Take a look at rtprio manpage.

There is such a beast in FreeBSD, and it behaves somewhat sysV4-ish
(round robin scheduling of realtime processes, as long as they're runnable
nobody else gets a chance, I'm not certain if they get pre-empted by a 
rt process of the same rtprio)

There is a counterpart: idle priority processes which run only if everyone
else is blocked.

> 
> My main scheduler task needs to be fixed at a really high priority.  It
> also needs to have it's memory pinned and such, but that's another topic
> for another time.  When it runs, I want everyone else to shut up and
> take notice.  When it's done with one step it will go to sleep (via the
> select() command) until time for the next step to happen.  It is
> currenlty running on several other machines (all aix :( ).  It takes up
> something less than 3% of the total system, but it needs virtually 100%
> of the system when it is awake -- mostly for the scheduling. 
> 
> It takes up lots of memory (24meg of ram) and will run for a
> loooooonnnnnnnnnnnnnnng time (24/365); use lots of system resources;
> trigger events, send/recv socket data (14 tcp, 2 udp), manipulate
> semaphores (up to 7) and shared memory (14 of the 24meg), etc, etc;
> start and stop lots of other processes (38 of them).  All of these are
> things which traditionally move a processes priority down, down, down,
> down...
> 
> What I'd like is something like aix's fixed priority system.  You can
> use the 'regular' unix user priorities, which float around based upon
> all sorts of esoteric things (like those listed above), but there are
> also fixed priorities which stay fixed.  As I recall (in aix) there are
> 127 priority levels. The 'regular' user level priorities are, I believe
> 30 - 69.  There are higher fixed priorities 0 - 29 and lower fixed
> priorities from 70 down to 127.
> 
> Is there such an animal in FreeBSD?  Can I tell a process to run at a
> certain priority and have it stay there?  Is there a way to tell a
> process that it will only use a certain range of priorities? 

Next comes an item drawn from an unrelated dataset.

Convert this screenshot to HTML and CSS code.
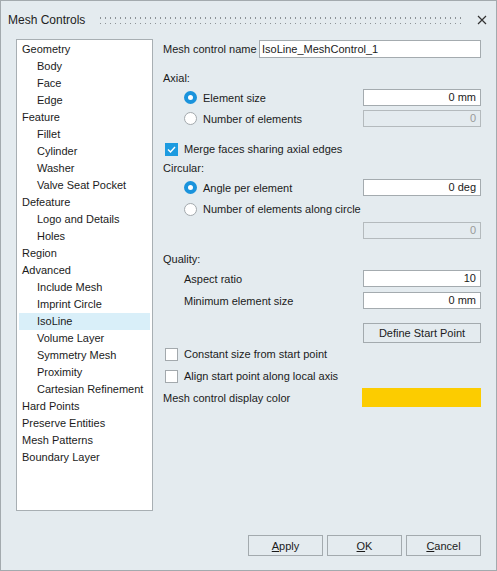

rtprio does that.  It sets a process to a 1 fixed priority.

> 
> I'm pretty sure that either of the above would not be a 'standard' unix
> feature.  I've tried scanning the code, but frankly didn't get very far. 
> (with no real string to grep for and/or no particular process to trace,
> etc)

It is a standard sysVr4 feature.

> 
> Now, to toss another blob of goo into the soup...
> 
> The main scheduler program uses pthreads.  I've tried to get the pthread
> scheduling/priority working on aix, but, alas, aix has implemented such
> a *tinnny* subset of pthreads that thread priorities don't work very
> well (if at all).  So, not only would I like to be able to fix my
> process's main thread priority to something fixed, I'd also like to be
> able to do the same kind of thing for each thread.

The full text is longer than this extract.